# What the task asks:
Please reproduce exactly the lines between the line holding "Convert this screenshot" and the line holding "const [background, setBackground]", inclusive, leaving out any pictures.

Interface markup and scripts
********************

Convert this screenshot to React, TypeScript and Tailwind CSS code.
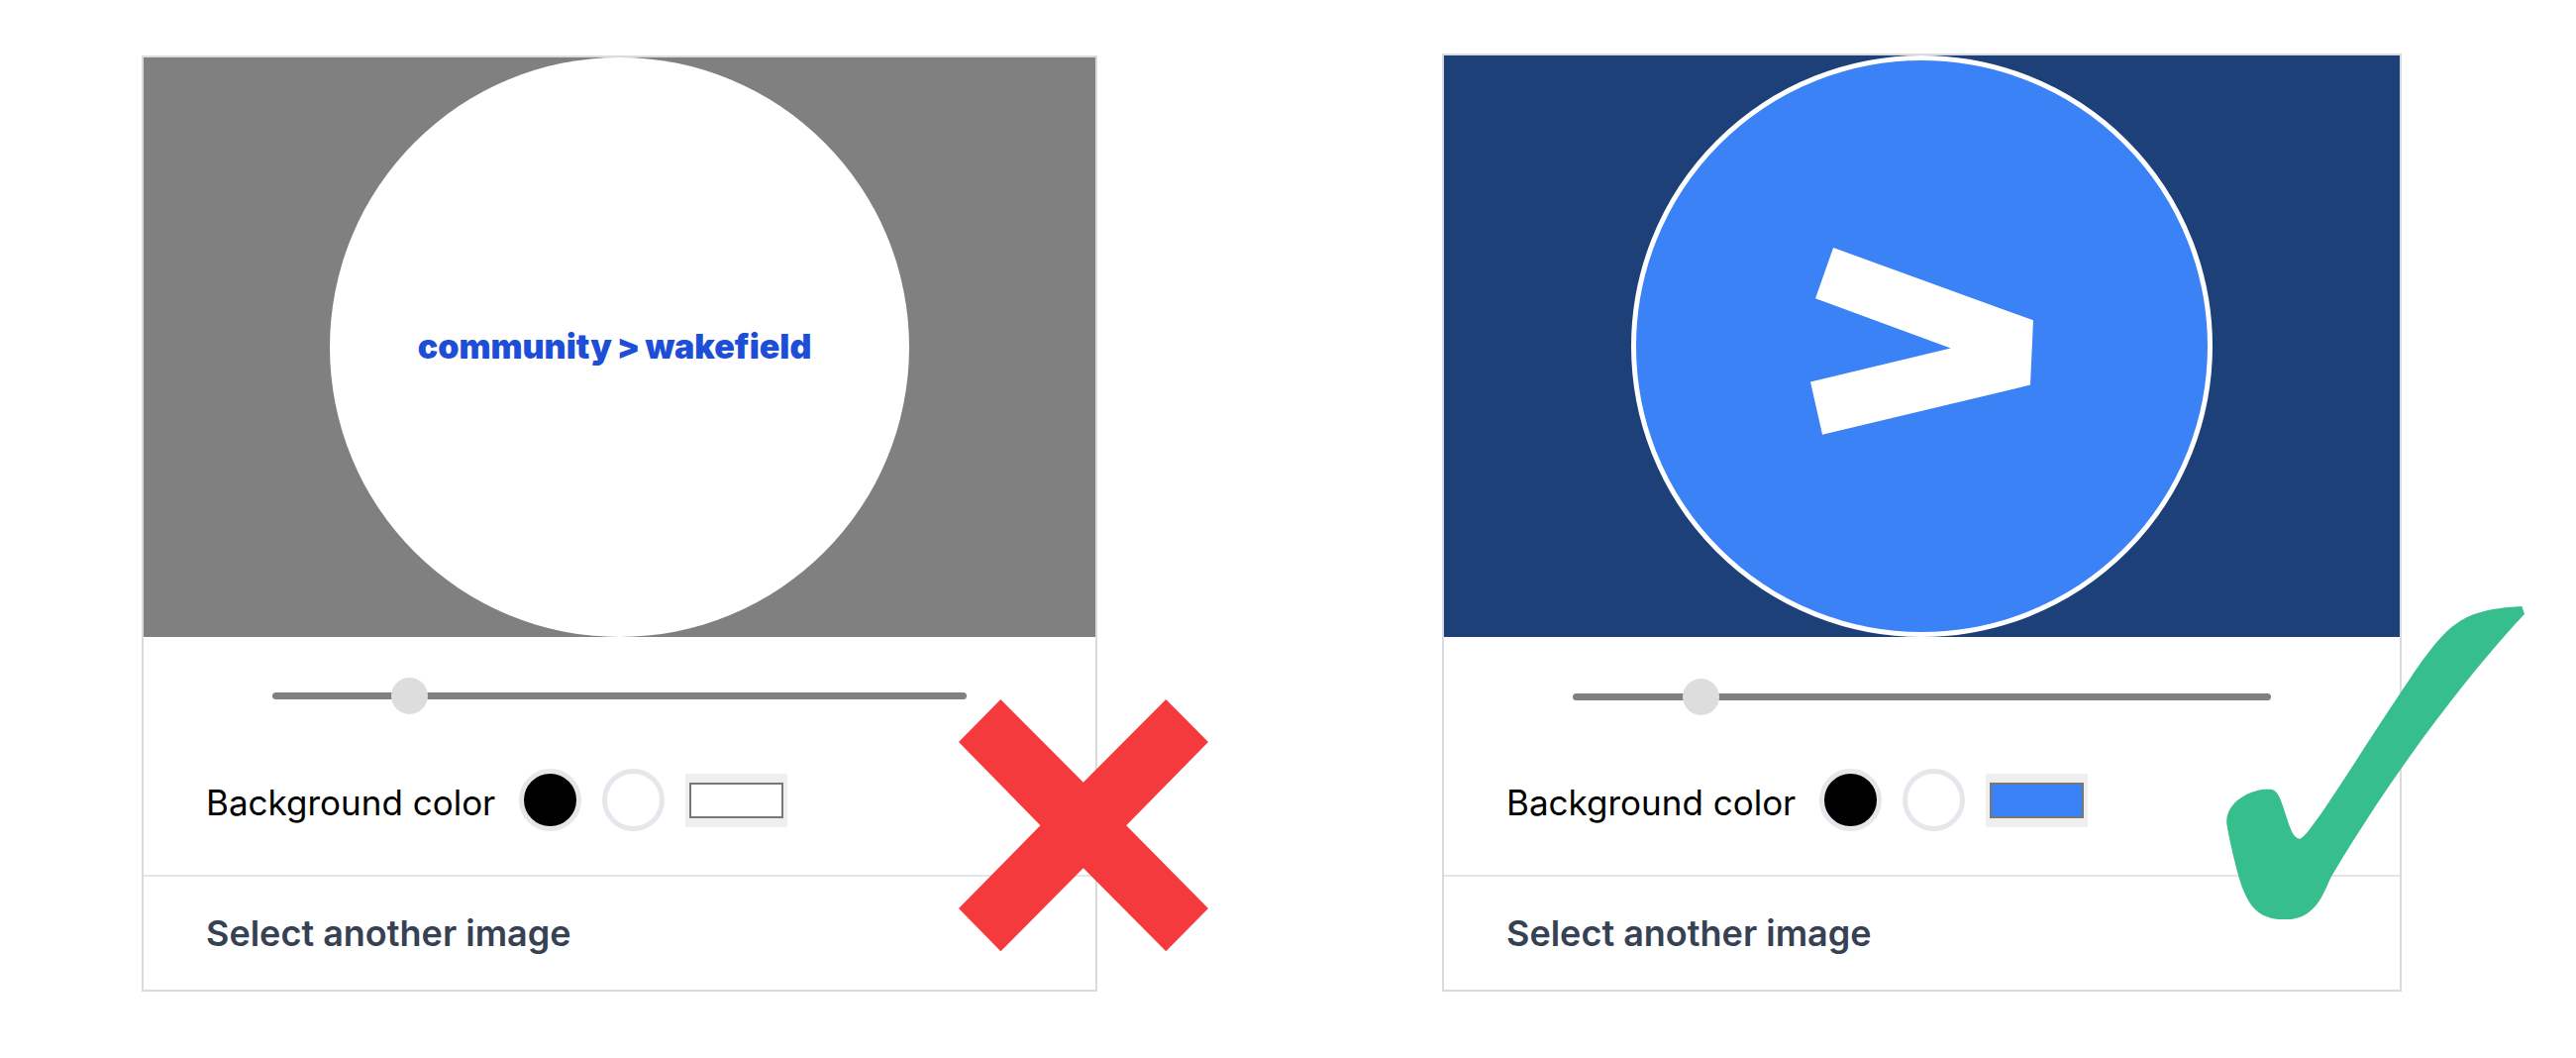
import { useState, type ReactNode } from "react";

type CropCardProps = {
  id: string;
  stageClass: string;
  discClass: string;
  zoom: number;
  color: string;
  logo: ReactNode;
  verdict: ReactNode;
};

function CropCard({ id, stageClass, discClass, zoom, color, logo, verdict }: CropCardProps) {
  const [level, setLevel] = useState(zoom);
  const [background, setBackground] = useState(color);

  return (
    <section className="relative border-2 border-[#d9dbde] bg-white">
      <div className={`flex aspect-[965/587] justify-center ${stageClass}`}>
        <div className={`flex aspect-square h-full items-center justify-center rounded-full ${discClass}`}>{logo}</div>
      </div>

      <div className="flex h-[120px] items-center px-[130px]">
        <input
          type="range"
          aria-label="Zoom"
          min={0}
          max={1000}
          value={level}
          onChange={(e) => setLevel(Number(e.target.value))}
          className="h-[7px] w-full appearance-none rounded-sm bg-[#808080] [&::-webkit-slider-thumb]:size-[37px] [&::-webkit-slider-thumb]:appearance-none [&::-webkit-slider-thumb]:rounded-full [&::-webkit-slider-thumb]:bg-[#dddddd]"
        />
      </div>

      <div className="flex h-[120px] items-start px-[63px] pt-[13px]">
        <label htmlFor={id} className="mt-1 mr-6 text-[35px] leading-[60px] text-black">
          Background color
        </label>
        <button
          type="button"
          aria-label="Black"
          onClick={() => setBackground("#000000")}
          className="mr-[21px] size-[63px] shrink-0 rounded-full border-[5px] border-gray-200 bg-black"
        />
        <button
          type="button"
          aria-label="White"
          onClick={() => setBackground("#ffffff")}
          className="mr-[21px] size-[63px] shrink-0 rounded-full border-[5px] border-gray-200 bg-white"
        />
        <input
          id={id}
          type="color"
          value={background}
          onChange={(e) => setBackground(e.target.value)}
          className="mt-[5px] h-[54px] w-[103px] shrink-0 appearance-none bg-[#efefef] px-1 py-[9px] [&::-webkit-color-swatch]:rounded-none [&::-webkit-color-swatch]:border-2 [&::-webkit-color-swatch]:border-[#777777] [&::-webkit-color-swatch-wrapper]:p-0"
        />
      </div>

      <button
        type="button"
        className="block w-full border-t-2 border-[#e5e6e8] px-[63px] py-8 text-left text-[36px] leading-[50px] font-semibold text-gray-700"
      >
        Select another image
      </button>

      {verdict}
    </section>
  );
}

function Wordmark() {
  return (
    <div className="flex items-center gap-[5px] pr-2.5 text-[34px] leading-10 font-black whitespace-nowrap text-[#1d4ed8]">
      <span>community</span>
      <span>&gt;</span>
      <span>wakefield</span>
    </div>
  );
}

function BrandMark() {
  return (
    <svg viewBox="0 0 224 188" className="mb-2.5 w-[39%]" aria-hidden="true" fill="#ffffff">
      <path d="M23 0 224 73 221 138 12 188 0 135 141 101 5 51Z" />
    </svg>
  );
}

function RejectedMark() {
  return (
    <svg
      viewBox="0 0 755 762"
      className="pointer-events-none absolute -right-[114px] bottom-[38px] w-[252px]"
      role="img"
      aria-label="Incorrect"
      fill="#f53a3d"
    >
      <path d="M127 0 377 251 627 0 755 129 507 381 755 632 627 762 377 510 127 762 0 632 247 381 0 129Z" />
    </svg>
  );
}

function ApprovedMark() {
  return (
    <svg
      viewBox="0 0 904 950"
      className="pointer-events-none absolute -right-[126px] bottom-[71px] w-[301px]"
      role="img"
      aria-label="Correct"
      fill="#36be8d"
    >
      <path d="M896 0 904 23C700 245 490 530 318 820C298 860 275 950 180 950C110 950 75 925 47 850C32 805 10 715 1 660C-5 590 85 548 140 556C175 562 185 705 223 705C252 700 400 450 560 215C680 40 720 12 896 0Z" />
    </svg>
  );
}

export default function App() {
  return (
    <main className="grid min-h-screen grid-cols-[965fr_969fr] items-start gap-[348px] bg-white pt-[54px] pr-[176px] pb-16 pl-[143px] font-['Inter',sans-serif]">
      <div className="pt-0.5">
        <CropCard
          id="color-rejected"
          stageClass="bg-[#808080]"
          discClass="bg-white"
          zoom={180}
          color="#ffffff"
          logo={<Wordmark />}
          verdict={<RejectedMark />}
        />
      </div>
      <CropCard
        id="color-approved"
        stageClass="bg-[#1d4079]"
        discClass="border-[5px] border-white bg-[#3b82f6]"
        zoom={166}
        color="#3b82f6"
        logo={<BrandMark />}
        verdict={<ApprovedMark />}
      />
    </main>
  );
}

********************

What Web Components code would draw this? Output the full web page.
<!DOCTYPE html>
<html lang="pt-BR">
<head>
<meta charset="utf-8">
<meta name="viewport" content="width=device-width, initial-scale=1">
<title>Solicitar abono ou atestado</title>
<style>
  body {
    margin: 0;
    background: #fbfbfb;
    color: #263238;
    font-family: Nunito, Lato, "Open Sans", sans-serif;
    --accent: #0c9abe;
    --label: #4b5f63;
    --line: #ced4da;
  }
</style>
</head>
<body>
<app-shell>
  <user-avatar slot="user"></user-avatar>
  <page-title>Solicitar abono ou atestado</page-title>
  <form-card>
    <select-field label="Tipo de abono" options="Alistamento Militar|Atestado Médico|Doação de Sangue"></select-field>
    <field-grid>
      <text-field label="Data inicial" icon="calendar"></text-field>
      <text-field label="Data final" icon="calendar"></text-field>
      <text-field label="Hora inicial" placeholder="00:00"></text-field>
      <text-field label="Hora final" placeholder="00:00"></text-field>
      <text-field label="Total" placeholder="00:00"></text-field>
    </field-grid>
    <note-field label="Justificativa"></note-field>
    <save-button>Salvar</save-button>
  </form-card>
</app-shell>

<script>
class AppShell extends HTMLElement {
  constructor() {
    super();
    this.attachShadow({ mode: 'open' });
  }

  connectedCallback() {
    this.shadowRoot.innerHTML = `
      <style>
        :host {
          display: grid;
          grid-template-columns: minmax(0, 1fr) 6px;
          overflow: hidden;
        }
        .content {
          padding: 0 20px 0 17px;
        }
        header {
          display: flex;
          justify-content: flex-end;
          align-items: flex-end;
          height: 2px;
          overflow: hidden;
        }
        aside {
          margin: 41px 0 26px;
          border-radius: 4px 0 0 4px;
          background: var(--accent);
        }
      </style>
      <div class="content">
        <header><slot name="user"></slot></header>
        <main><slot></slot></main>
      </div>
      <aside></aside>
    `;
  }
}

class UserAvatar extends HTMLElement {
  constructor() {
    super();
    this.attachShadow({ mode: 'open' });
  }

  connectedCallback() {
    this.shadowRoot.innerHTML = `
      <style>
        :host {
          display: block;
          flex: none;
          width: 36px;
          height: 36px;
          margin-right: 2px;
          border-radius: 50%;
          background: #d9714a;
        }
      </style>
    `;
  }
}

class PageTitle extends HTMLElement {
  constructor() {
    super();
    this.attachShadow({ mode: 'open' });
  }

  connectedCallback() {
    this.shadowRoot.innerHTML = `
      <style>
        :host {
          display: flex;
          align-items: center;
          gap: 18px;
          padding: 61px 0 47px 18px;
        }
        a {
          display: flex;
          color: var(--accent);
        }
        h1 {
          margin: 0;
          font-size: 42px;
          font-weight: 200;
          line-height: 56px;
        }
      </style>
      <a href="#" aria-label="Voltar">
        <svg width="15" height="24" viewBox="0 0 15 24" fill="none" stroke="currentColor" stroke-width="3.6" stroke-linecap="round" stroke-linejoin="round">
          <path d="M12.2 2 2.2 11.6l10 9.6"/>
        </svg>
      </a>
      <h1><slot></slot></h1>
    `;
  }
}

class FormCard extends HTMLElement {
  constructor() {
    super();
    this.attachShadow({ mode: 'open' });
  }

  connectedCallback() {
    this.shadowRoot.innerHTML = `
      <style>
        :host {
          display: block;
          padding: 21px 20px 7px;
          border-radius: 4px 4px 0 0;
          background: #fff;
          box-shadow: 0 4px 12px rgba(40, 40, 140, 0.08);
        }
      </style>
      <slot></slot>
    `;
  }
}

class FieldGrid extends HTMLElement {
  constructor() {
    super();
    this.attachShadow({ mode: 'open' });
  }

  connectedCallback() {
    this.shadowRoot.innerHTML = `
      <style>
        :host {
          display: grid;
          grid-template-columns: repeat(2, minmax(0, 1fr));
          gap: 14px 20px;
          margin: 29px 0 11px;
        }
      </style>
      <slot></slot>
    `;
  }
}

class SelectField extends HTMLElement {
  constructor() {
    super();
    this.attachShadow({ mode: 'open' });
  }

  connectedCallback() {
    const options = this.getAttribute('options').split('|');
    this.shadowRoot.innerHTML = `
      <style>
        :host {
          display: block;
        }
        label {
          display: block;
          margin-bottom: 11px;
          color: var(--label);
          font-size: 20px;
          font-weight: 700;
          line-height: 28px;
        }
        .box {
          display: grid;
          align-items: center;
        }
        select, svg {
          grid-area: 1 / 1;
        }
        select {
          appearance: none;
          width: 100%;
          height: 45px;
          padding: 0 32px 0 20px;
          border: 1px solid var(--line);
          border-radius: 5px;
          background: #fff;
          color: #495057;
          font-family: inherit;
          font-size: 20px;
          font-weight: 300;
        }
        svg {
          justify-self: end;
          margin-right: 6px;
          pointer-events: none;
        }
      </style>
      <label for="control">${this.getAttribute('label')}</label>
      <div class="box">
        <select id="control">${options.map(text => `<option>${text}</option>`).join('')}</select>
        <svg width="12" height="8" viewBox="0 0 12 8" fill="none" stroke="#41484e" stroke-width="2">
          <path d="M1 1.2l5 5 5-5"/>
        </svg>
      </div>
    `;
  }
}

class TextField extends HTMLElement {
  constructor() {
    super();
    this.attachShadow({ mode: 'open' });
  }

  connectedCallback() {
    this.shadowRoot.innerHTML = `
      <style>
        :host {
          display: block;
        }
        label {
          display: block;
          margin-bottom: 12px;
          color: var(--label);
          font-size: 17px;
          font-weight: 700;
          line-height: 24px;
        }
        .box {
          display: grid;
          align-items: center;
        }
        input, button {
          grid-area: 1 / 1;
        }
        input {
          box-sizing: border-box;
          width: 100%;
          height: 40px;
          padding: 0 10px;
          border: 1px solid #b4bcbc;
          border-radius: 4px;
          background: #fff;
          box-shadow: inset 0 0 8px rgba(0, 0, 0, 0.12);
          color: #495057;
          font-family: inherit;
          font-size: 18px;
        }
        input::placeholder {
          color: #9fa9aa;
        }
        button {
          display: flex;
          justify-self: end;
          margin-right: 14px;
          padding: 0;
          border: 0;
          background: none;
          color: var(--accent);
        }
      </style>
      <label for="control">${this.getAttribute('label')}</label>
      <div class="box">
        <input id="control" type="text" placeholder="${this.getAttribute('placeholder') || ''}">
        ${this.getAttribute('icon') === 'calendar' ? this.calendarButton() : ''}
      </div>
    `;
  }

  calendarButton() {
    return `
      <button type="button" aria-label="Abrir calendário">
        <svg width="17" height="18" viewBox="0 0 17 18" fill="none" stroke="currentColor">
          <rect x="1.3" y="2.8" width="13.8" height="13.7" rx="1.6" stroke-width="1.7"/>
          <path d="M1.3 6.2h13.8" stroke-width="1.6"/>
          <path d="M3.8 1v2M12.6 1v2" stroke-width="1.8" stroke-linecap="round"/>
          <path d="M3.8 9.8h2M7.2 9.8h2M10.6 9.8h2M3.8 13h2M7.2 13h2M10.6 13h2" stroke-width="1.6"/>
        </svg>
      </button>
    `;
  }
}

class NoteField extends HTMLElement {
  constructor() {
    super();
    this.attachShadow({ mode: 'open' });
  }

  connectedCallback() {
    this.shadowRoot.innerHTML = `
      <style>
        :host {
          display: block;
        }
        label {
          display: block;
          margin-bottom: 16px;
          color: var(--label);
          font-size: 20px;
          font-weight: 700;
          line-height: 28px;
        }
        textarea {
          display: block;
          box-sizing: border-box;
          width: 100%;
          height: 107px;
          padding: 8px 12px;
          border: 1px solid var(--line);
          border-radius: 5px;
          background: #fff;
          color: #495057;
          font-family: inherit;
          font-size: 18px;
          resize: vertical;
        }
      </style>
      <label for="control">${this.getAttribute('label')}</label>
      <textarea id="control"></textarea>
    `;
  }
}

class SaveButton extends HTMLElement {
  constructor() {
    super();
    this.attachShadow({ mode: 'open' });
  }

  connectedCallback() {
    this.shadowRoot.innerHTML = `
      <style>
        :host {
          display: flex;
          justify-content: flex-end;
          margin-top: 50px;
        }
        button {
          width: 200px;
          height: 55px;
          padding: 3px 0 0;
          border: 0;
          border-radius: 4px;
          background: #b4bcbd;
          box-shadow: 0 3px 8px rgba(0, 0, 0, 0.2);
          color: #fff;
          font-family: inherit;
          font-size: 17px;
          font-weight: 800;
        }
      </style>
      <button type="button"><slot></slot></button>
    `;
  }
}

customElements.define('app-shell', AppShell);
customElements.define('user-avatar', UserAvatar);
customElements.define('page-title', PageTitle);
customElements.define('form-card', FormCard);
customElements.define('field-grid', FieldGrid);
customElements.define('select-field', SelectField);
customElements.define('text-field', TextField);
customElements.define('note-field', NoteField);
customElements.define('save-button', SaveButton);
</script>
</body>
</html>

********************

# Result for this task:
Convert this screenshot to React, TypeScript and Tailwind CSS code.
import { useState, type ReactNode } from "react";

type CropCardProps = {
  id: string;
  stageClass: string;
  discClass: string;
  zoom: number;
  color: string;
  logo: ReactNode;
  verdict: ReactNode;
};

function CropCard({ id, stageClass, discClass, zoom, color, logo, verdict }: CropCardProps) {
  const [level, setLevel] = useState(zoom);
  const [background, setBackground] = useState(color);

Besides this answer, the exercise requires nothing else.